[Interface markup and scripts]

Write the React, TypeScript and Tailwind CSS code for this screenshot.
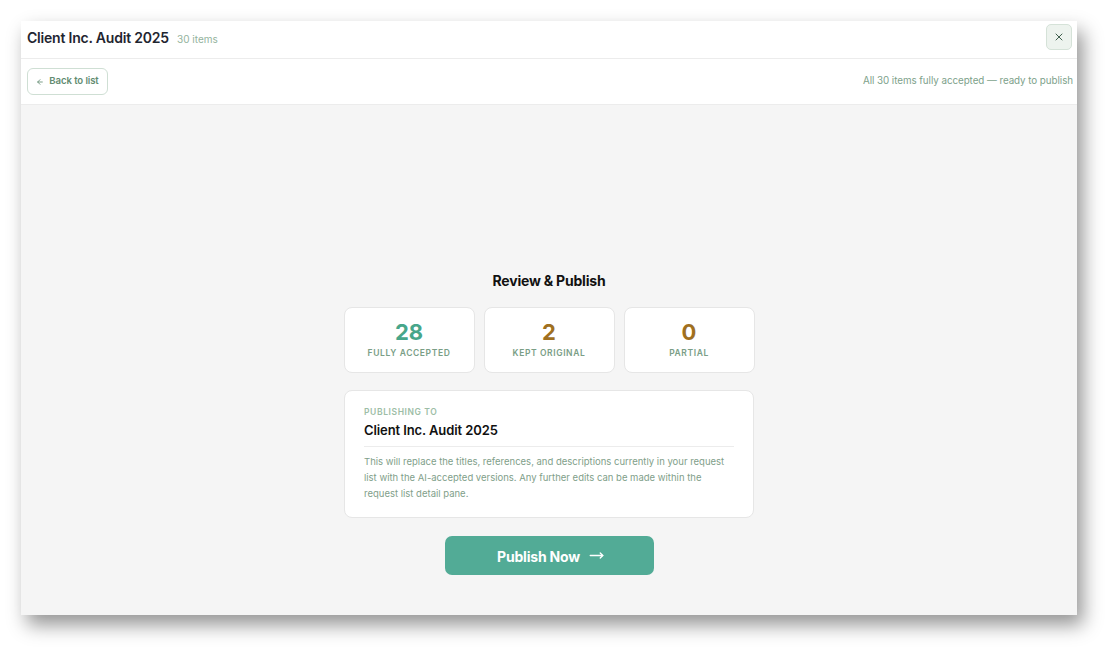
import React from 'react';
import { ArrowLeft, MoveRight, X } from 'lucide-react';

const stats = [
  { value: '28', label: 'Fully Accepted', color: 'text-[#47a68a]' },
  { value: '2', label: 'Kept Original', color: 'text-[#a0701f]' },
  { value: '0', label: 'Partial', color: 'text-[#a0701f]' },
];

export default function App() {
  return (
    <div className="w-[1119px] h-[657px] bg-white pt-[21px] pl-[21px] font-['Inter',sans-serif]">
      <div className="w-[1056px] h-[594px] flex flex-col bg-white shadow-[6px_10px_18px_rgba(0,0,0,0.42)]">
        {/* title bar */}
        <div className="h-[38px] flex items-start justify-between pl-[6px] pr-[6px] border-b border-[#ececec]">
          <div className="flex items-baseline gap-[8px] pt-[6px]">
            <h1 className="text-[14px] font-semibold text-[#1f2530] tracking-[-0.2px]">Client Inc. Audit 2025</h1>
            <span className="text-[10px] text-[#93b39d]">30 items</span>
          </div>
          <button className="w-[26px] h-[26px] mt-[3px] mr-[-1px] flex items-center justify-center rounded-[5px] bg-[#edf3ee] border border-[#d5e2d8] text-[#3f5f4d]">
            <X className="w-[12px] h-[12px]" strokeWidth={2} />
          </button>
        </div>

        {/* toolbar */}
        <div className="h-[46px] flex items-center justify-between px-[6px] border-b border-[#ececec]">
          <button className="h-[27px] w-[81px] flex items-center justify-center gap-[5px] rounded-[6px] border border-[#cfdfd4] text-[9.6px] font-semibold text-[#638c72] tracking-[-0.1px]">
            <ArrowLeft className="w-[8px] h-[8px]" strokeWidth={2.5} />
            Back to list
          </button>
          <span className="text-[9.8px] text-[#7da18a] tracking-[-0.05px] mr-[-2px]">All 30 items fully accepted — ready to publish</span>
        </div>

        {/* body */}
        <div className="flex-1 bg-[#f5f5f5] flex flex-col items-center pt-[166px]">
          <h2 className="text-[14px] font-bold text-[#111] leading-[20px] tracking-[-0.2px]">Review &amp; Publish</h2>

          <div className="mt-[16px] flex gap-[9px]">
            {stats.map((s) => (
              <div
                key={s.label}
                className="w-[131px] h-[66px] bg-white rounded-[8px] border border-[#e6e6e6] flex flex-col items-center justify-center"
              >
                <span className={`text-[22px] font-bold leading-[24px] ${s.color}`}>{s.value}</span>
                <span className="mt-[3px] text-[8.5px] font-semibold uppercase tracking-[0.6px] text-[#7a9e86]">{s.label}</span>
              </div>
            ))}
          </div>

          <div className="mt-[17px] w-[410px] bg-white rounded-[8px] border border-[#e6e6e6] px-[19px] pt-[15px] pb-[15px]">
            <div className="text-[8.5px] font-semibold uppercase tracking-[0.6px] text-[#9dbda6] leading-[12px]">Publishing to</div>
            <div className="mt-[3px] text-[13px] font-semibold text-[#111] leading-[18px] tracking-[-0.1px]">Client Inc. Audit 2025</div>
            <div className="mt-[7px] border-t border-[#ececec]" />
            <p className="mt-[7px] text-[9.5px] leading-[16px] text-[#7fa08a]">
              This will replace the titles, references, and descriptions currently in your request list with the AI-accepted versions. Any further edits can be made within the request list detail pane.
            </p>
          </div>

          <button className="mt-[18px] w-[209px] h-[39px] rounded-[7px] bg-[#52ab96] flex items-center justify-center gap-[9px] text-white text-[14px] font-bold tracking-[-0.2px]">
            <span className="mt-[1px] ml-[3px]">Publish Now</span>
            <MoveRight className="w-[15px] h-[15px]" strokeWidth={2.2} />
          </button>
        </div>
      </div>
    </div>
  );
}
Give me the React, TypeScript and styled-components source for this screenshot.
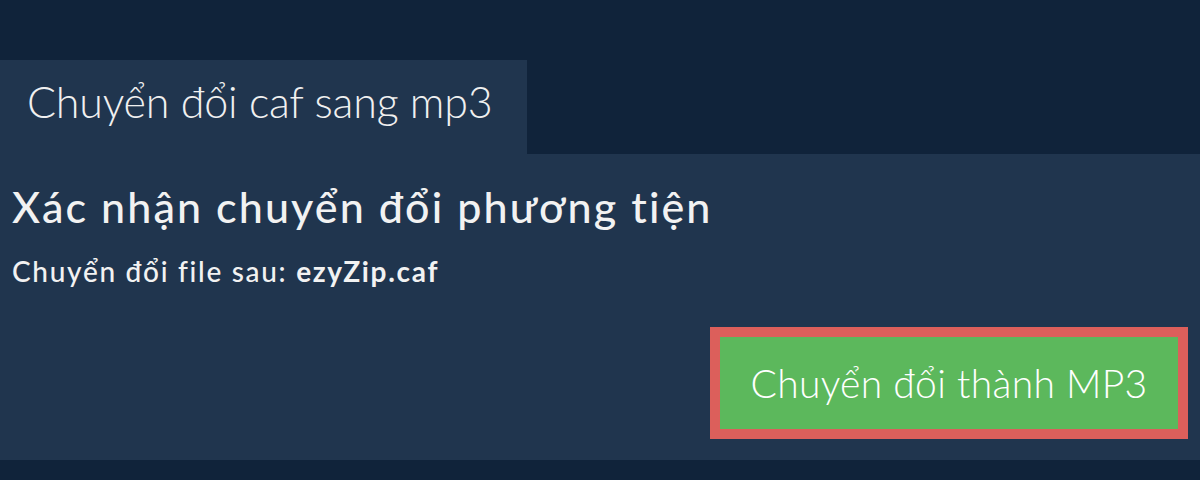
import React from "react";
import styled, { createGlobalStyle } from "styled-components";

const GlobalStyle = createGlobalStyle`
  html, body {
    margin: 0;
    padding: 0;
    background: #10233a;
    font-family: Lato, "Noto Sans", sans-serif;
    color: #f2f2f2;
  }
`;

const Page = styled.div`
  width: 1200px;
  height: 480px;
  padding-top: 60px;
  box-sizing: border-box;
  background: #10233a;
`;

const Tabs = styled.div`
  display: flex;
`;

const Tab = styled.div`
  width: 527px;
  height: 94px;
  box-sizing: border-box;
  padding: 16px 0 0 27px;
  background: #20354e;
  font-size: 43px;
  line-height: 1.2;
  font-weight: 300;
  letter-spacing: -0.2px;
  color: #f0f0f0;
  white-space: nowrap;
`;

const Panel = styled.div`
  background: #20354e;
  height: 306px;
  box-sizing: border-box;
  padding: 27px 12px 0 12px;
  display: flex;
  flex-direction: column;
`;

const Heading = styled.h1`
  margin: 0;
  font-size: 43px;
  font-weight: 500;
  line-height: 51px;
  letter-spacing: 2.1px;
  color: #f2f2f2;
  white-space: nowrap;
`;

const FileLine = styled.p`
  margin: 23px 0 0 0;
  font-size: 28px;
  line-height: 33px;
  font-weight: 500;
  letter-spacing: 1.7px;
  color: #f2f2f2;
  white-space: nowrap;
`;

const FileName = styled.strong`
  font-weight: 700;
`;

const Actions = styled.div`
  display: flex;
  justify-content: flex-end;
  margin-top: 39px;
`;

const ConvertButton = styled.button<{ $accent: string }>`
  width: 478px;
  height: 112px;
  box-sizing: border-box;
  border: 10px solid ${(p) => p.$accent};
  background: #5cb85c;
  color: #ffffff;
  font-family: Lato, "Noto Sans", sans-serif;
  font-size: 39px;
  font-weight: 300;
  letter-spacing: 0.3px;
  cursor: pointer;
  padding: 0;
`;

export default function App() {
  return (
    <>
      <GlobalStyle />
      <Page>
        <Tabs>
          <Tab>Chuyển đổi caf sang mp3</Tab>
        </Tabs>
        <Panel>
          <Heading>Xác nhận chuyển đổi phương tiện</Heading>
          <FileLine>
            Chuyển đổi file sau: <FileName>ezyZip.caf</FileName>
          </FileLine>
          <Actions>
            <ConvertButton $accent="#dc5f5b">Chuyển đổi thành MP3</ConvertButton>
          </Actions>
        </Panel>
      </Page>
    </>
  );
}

▸ PROBLEM DETAILS: Strip out the images, then output the records above word for word.

▸ RESULT OF THIS EXERCISE:
Write the React, TypeScript and Tailwind CSS code for this screenshot.
import React from 'react';
import { ArrowLeft, MoveRight, X } from 'lucide-react';

const stats = [
  { value: '28', label: 'Fully Accepted', color: 'text-[#47a68a]' },
  { value: '2', label: 'Kept Original', color: 'text-[#a0701f]' },
  { value: '0', label: 'Partial', color: 'text-[#a0701f]' },
];

export default function App() {
  return (
    <div className="w-[1119px] h-[657px] bg-white pt-[21px] pl-[21px] font-['Inter',sans-serif]">
      <div className="w-[1056px] h-[594px] flex flex-col bg-white shadow-[6px_10px_18px_rgba(0,0,0,0.42)]">
        {/* title bar */}
        <div className="h-[38px] flex items-start justify-between pl-[6px] pr-[6px] border-b border-[#ececec]">
          <div className="flex items-baseline gap-[8px] pt-[6px]">
            <h1 className="text-[14px] font-semibold text-[#1f2530] tracking-[-0.2px]">Client Inc. Audit 2025</h1>
            <span className="text-[10px] text-[#93b39d]">30 items</span>
          </div>
          <button className="w-[26px] h-[26px] mt-[3px] mr-[-1px] flex items-center justify-center rounded-[5px] bg-[#edf3ee] border border-[#d5e2d8] text-[#3f5f4d]">
            <X className="w-[12px] h-[12px]" strokeWidth={2} />
          </button>
        </div>

        {/* toolbar */}
        <div className="h-[46px] flex items-center justify-between px-[6px] border-b border-[#ececec]">
          <button className="h-[27px] w-[81px] flex items-center justify-center gap-[5px] rounded-[6px] border border-[#cfdfd4] text-[9.6px] font-semibold text-[#638c72] tracking-[-0.1px]">
            <ArrowLeft className="w-[8px] h-[8px]" strokeWidth={2.5} />
            Back to list
          </button>
          <span className="text-[9.8px] text-[#7da18a] tracking-[-0.05px] mr-[-2px]">All 30 items fully accepted — ready to publish</span>
        </div>

        {/* body */}
        <div className="flex-1 bg-[#f5f5f5] flex flex-col items-center pt-[166px]">
          <h2 className="text-[14px] font-bold text-[#111] leading-[20px] tracking-[-0.2px]">Review &amp; Publish</h2>

          <div className="mt-[16px] flex gap-[9px]">
            {stats.map((s) => (
              <div
                key={s.label}
                className="w-[131px] h-[66px] bg-white rounded-[8px] border border-[#e6e6e6] flex flex-col items-center justify-center"
              >
                <span className={`text-[22px] font-bold leading-[24px] ${s.color}`}>{s.value}</span>
                <span className="mt-[3px] text-[8.5px] font-semibold uppercase tracking-[0.6px] text-[#7a9e86]">{s.label}</span>
              </div>
            ))}
          </div>

          <div className="mt-[17px] w-[410px] bg-white rounded-[8px] border border-[#e6e6e6] px-[19px] pt-[15px] pb-[15px]">
            <div className="text-[8.5px] font-semibold uppercase tracking-[0.6px] text-[#9dbda6] leading-[12px]">Publishing to</div>
            <div className="mt-[3px] text-[13px] font-semibold text-[#111] leading-[18px] tracking-[-0.1px]">Client Inc. Audit 2025</div>
            <div className="mt-[7px] border-t border-[#ececec]" />
            <p className="mt-[7px] text-[9.5px] leading-[16px] text-[#7fa08a]">
              This will replace the titles, references, and descriptions currently in your request list with the AI-accepted versions. Any further edits can be made within the request list detail pane.
            </p>
          </div>

          <button className="mt-[18px] w-[209px] h-[39px] rounded-[7px] bg-[#52ab96] flex items-center justify-center gap-[9px] text-white text-[14px] font-bold tracking-[-0.2px]">
            <span className="mt-[1px] ml-[3px]">Publish Now</span>
            <MoveRight className="w-[15px] h-[15px]" strokeWidth={2.2} />
          </button>
        </div>
      </div>
    </div>
  );
}
Give me the React, TypeScript and styled-components source for this screenshot.
import React from "react";
import styled, { createGlobalStyle } from "styled-components";

const GlobalStyle = createGlobalStyle`
  html, body {
    margin: 0;
    padding: 0;
    background: #10233a;
    font-family: Lato, "Noto Sans", sans-serif;
    color: #f2f2f2;
  }
`;

const Page = styled.div`
  width: 1200px;
  height: 480px;
  padding-top: 60px;
  box-sizing: border-box;
  background: #10233a;
`;

const Tabs = styled.div`
  display: flex;
`;

const Tab = styled.div`
  width: 527px;
  height: 94px;
  box-sizing: border-box;
  padding: 16px 0 0 27px;
  background: #20354e;
  font-size: 43px;
  line-height: 1.2;
  font-weight: 300;
  letter-spacing: -0.2px;
  color: #f0f0f0;
  white-space: nowrap;
`;

const Panel = styled.div`
  background: #20354e;
  height: 306px;
  box-sizing: border-box;
  padding: 27px 12px 0 12px;
  display: flex;
  flex-direction: column;
`;

const Heading = styled.h1`
  margin: 0;
  font-size: 43px;
  font-weight: 500;
  line-height: 51px;
  letter-spacing: 2.1px;
  color: #f2f2f2;
  white-space: nowrap;
`;

const FileLine = styled.p`
  margin: 23px 0 0 0;
  font-size: 28px;
  line-height: 33px;
  font-weight: 500;
  letter-spacing: 1.7px;
  color: #f2f2f2;
  white-space: nowrap;
`;

const FileName = styled.strong`
  font-weight: 700;
`;

const Actions = styled.div`
  display: flex;
  justify-content: flex-end;
  margin-top: 39px;
`;

const ConvertButton = styled.button<{ $accent: string }>`
  width: 478px;
  height: 112px;
  box-sizing: border-box;
  border: 10px solid ${(p) => p.$accent};
  background: #5cb85c;
  color: #ffffff;
  font-family: Lato, "Noto Sans", sans-serif;
  font-size: 39px;
  font-weight: 300;
  letter-spacing: 0.3px;
  cursor: pointer;
  padding: 0;
`;

export default function App() {
  return (
    <>
      <GlobalStyle />
      <Page>
        <Tabs>
          <Tab>Chuyển đổi caf sang mp3</Tab>
        </Tabs>
        <Panel>
          <Heading>Xác nhận chuyển đổi phương tiện</Heading>
          <FileLine>
            Chuyển đổi file sau: <FileName>ezyZip.caf</FileName>
          </FileLine>
          <Actions>
            <ConvertButton $accent="#dc5f5b">Chuyển đổi thành MP3</ConvertButton>
          </Actions>
        </Panel>
      </Page>
    </>
  );
}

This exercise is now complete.